Goal 1: Handle Waste Ecologically. We’re seeing strong grassroots participation in this goal, especially in the Playawide Compost Program, which from 2015 - 2019 has collected 23K pounds of food waste from 22K people and prevented 202K pounds of greenhouse gas emissions. Since 2022, we have utilized over 278 cubic-yards of compost, from our food waste, into local land projects. We do not have centralized systems for measuring, diverting, and managing waste at the city scale. Burning Man Project collects, sorts, and diverts all waste from its infrastructure operations. As we wrote in the Roadmap this is a systems issue: 


Upstream, if we don’t buy or bring stuff to events that would eventually become trash or go into a landfill, we will solve this issue.
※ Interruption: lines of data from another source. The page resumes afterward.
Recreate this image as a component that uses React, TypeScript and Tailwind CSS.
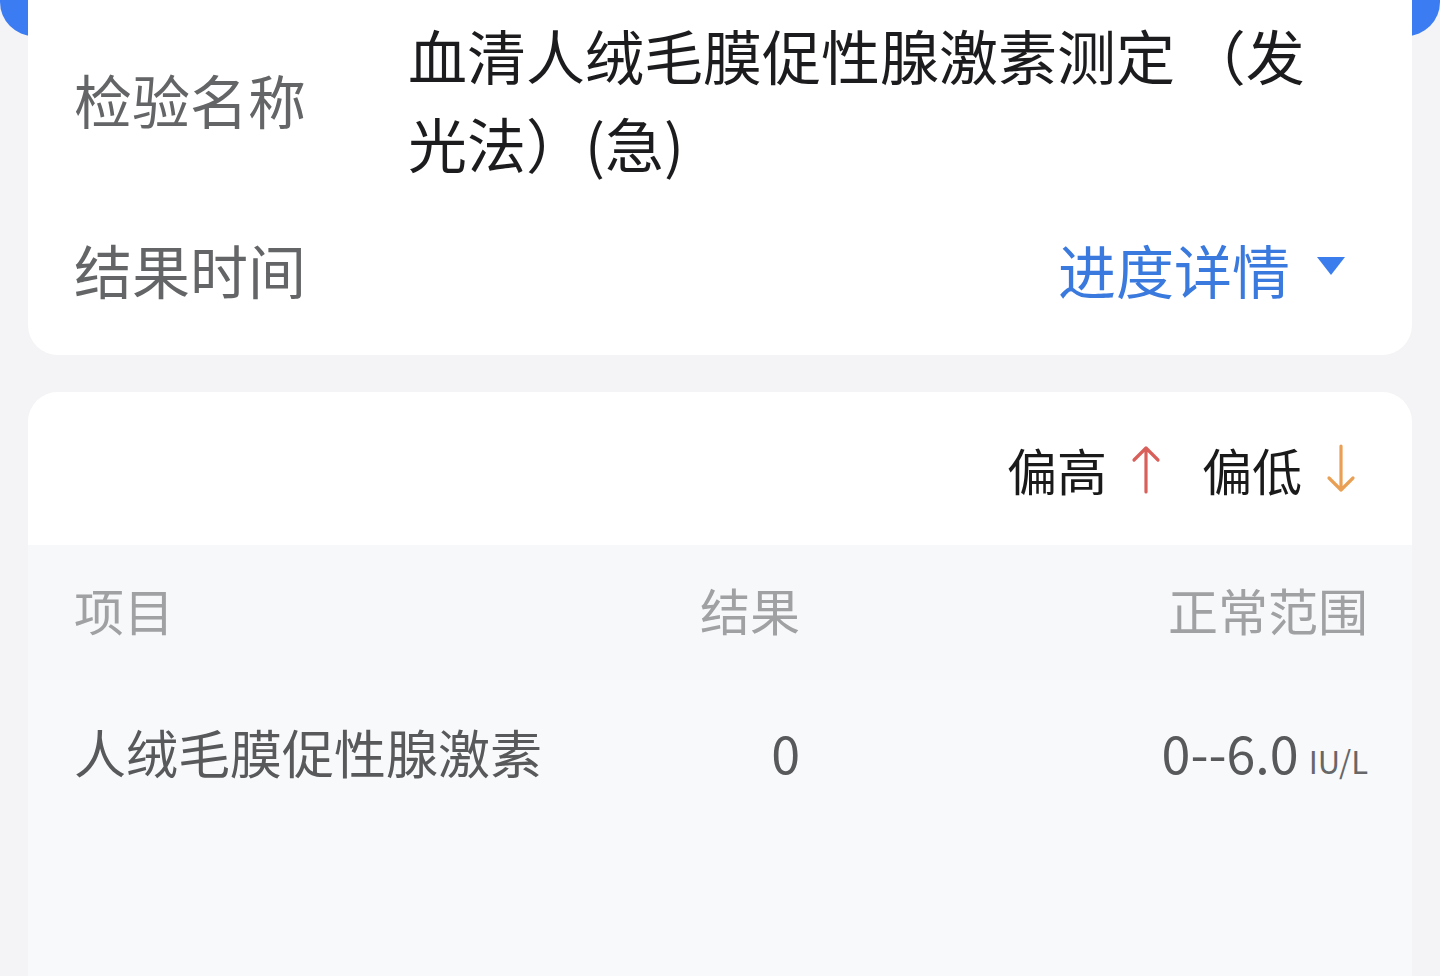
import React from "react";

const font = { fontFamily: '"Noto Sans CJK SC", "Noto Sans", sans-serif' };

function ArrowUp() {
  return (
    <svg width="30" height="50" viewBox="0 0 30 50" fill="none">
      <path d="M15 48 V4 M3 16 L15 4 L27 16" stroke="#d9605a" strokeWidth="3.2" strokeLinecap="round" strokeLinejoin="round" />
    </svg>
  );
}

function ArrowDown() {
  return (
    <svg width="30" height="50" viewBox="0 0 30 50" fill="none">
      <path d="M15 2 V46 M3 34 L15 46 L27 34" stroke="#e9a055" strokeWidth="3.2" strokeLinecap="round" strokeLinejoin="round" />
    </svg>
  );
}

export default function App() {
  return (
    <div className="h-[976px] w-[1440px] overflow-hidden bg-[#f4f4f6]" style={font}>
      <div className="-mt-[40px]">
        <div className="h-[76px] bg-[#3b7cf2] rounded-b-[34px]" />
        <div className="-mt-[76px] mx-[28px] bg-white rounded-[30px] pt-[51px] pb-[42px] pl-[46px] pr-[48px]">
          <div className="flex items-center">
            <div className="w-[334px] shrink-0 text-[58px] leading-[88px] text-[#646566]">检验名称</div>
            <div className="w-[900px] text-[59px] leading-[88px] text-[#1c1c1e]">
              {"血清人绒毛膜促性腺激素测定\u2009（发光法）(急)"}
            </div>
          </div>
          <div className="flex items-center mt-[38px]">
            <div className="flex-1 text-[58px] leading-[88px] text-[#646566]">结果时间</div>
            <div className="flex items-center text-[58px] leading-[88px] text-[#3a79dd]">
              <span>进度详情</span>
              <svg className="ml-[26px] mr-[18px] -mt-[6px]" width="30" height="20" viewBox="0 0 30 20">
                <path d="M1 1 H29 L15 19 Z" fill="#3b7ded" />
              </svg>
            </div>
          </div>
        </div>
        <div className="mt-[37px] mx-[28px] bg-[#f8f9fb] rounded-t-[30px] overflow-hidden h-[700px]">
          <div className="h-[153px] bg-white flex items-center justify-end pr-[56px] text-[50px] leading-[60px] text-[#1a1a1a]">
            <span>偏高</span>
            <span className="ml-[24px] flex items-center"><ArrowUp /></span>
            <span className="ml-[41px]">偏低</span>
            <span className="ml-[24px] flex items-center"><ArrowDown /></span>
          </div>
          <div className="grid grid-cols-[626px_100px_1fr] items-center h-[135px] pl-[46px] pr-[44px] bg-[#f7f8fa] text-[50px] text-[#a0a1a3]">
            <div className="-mt-[6px]">项目</div>
            <div className="text-right whitespace-nowrap -mt-[6px]">结果</div>
            <div className="text-right -mt-[6px]">正常范围</div>
          </div>
          <div className="grid grid-cols-[626px_100px_1fr] items-center h-[144px] pl-[46px] pr-[44px] text-[52px] text-[#58595b]">
            <div className="whitespace-nowrap">人绒毛膜促性腺激素</div>
            <div className="text-right">0</div>
            <div className="text-right whitespace-nowrap">
              0--6.0<span className="ml-[10px] text-[31px] text-[#666769]">IU/L</span>
            </div>
          </div>
        </div>
      </div>
    </div>
  );
}
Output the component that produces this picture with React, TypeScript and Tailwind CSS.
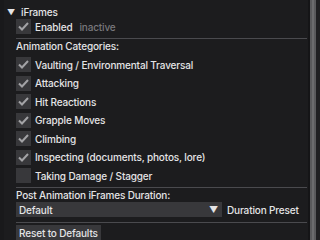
import React from "react";

const font = { fontFamily: "Inter, 'Noto Sans', sans-serif" };

const categories: { label: string; on: boolean }[] = [
  { label: "Vaulting / Environmental Traversal", on: true },
  { label: "Attacking", on: true },
  { label: "Hit Reactions", on: true },
  { label: "Grapple Moves", on: true },
  { label: "Climbing", on: true },
  { label: "Inspecting (documents, photos, lore)", on: true },
  { label: "Taking Damage / Stagger", on: false },
];

function Check({ on }: { on: boolean }) {
  return (
    <div className="w-[15px] h-[15px] shrink-0 bg-[#38383b] flex items-center justify-center">
      {on && (
        <svg width="11" height="9" viewBox="0 0 11 9" fill="none">
          <path d="M1 4.5 L4 7.5 L10 1" stroke="#a3a3a6" strokeWidth="2" />
        </svg>
      )}
    </div>
  );
}

function Row({ label, on, extra }: { label: string; on: boolean; extra?: string }) {
  return (
    <div className="h-[15px] flex items-center gap-[4px] whitespace-nowrap">
      <Check on={on} />
      <span className="text-[#e4e4e6]">{label}</span>
      {extra && <span className="ml-[3px] text-[#78787c]">{extra}</span>}
    </div>
  );
}

function Sep() {
  return <div className="h-px bg-[#4a4a4e] mr-[1px]" />;
}

export default function App() {
  return (
    <div
      className="w-[320px] h-[240px] overflow-hidden bg-[#1c1c1e] flex text-[10px] font-medium leading-none tracking-[-0.15px]"
      style={font}
    >
      <div className="w-[4px] shrink-0 bg-[#19191b]" />
      <div className="flex-1 min-w-0 pt-[4px]">
        <div className="h-[15px] flex items-center gap-[6px] pl-[3px] text-[#e4e4e6]">
          <span className="text-[8px]">▼</span>
          <span>iFrames</span>
        </div>
        <div className="pl-[12px]">
          <Row label="Enabled" on extra="inactive" />
          <div className="mt-[4px]">
            <Sep />
          </div>
          <div className="h-[14px] flex items-center text-[#e4e4e6]">Animation Categories:</div>
          <div className="mt-[4px] flex flex-col gap-[3.5px]">
            {categories.map((c) => (
              <Row key={c.label} label={c.label} on={c.on} />
            ))}
          </div>
          <div className="mt-[4px]">
            <Sep />
          </div>
          <div className="h-[14px] flex items-center text-[#e4e4e6]">Post Animation iFrames Duration:</div>
          <div className="flex items-center h-[15px] whitespace-nowrap">
            <div className="w-[206px] shrink-0 h-[15px] bg-[#38383b] flex items-center pl-[3px] pr-[4px] text-[#e4e4e6]">
              <span className="flex-1">Default</span>
              <span className="text-[9px]">▼</span>
            </div>
            <span className="ml-[5px] text-[#e4e4e6]">Duration Preset</span>
          </div>
          <div className="mt-[5px]">
            <Sep />
          </div>
          <div className="mt-[2px]">
            <div className="inline-flex items-center h-[16px] px-[3px] bg-[#38383b] text-[#e4e4e6]">
              Reset to Defaults
            </div>
          </div>
        </div>
      </div>
      <div className="w-[2px] shrink-0 bg-[#151517]" />
      <div className="w-[6px] shrink-0 bg-[#5a5a5c] flex justify-center">
        <div className="w-[2px] bg-[#6c6c6e]" />
      </div>
      <div className="w-[4px] shrink-0 bg-[#202022]" />
    </div>
  );
}
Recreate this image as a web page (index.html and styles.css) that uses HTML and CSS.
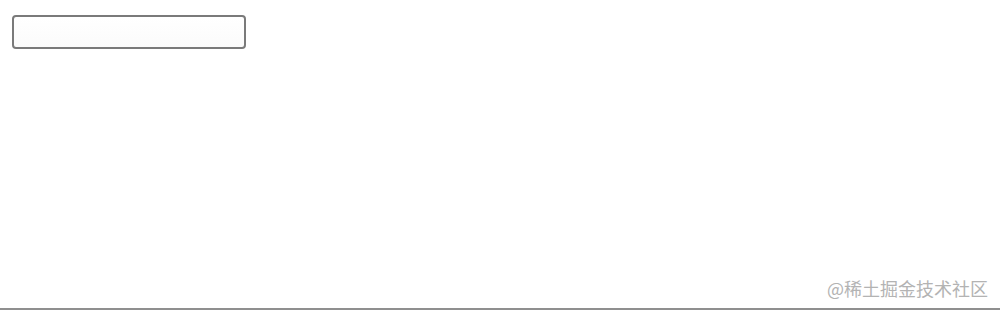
FILE: index.html
```html
<!DOCTYPE html>
<html lang="zh">
<head>
<meta charset="utf-8">
<link rel="stylesheet" href="styles.css">
</head>
<body>
<div class="page">
  <div class="field"></div>
  <div class="watermark">@稀土掘金技术社区</div>
</div>
</body>
</html>
```
FILE: styles.css
```css
html, body {
  margin: 0;
  padding: 0;
  background: #ffffff;
}
.page {
  position: relative;
  box-sizing: border-box;
  height: 310px;
  border-bottom: 2px solid #8f8f8f;
  padding: 15px 12px;
  font-family: "Noto Sans CJK SC", "Noto Sans", sans-serif;
}
.field {
  box-sizing: border-box;
  width: 234px;
  height: 34px;
  border: 2px solid #7a7a7a;
  border-radius: 4px;
  background: linear-gradient(#ffffff, #fbfbfb);
}
.watermark {
  position: absolute;
  right: 12px;
  bottom: 9px;
  font-size: 18px;
  line-height: 22px;
  color: #b3b3b3;
  letter-spacing: 0;
}
```
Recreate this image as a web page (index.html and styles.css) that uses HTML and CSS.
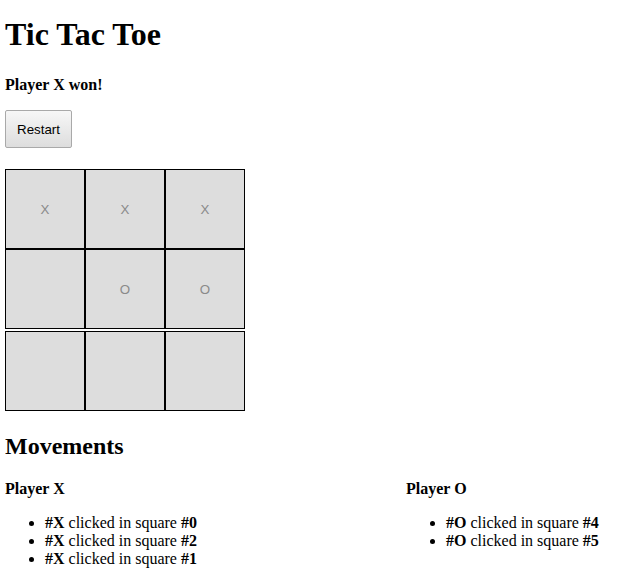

Put simply: buying less and buying more carefully will make for less waste.


Goal 2: Be Regenerative. Fly Ranch has hosted 100+ campouts prototyping solutions for food, water, shelter, energy, and waste. Globally, many of the 100 Regional Network communities and 46 Burners Without Borders chapters are advancing regenerative work and ecological restoration in their local contexts. As we wrote in the 2021 Update:


In some ways, the path to being regenerative is clear: focus on the grassroots disaster-relief support, community initiatives, and ecosystem projects that Burners Without Borders (BWB) does, and integrate that work into our daily lives.


Locally we work to support the Numu (Northern Paiute) communities whose land we visit through collaborative events, as well as ecological and educational projects


Goal 3: Be Carbon Negative. The Net Zero Black Rock City initiative has made transformative progress  towards eliminating fossil fuel use on playa through mobile solar, batteries, microgrids, and biogenically-derived fuels. In 2024, we reduced or transitioned fossil diesel needs to power the Department of Public Works (DPW) grids by 50% and implemented the largest off-grid temporary energy storage deployment in the world. These projects and carbon dioxide removal are in line with what we planned in the 2030 Roadmap:


The most impactful changes we can make will come from producing our own power, ending the use of fossil fuels, and participating in an offset program that sequesters atmospheric carbon.


This call is a chance to align, accelerate, and build the next phase—together. We’re not just imagining a better future; we’re prototyping it, scaling it, and inviting everyone to co-create the systems and culture needed to reach our 2030 goals. Our MC is Director of Civic Activation at Burning Man Project Christopher Breedlove. He will introduce us to ideas, projects, and people leading our sustainability efforts:


Kooyooe Pa’a Guides Founder Autumn Harry who will speak about her work as a Fisherwoman, Land Defender & Indigenous Rights Advocate.


Black Rock City


Burning Man COO Heather White will introduce Director of Regeneration George Reed will speak about Net Zero BRC 


Associate Director of City Planning Bryant Tan will speak about Theme Camps and introduce a camp


DMV Council Member Patrice Mackey will speak about Mutant vehicles and introduce a mutant vehicle 


Regional & Global Projects 


Fly Ranch Operations Specialist Chris Andrews will speak about bees, compost, and gardening at Fly Ranch 


Julia Andresson will speak about the LAGI at Fly Ranch prototype of The Loop at The Borderland


Burning Man Project Co-Founder Crimson Rose will share her perspective on sustainability and Burning Man 


The next four years will decide whether we meet our goals. We’re ready, and we need you.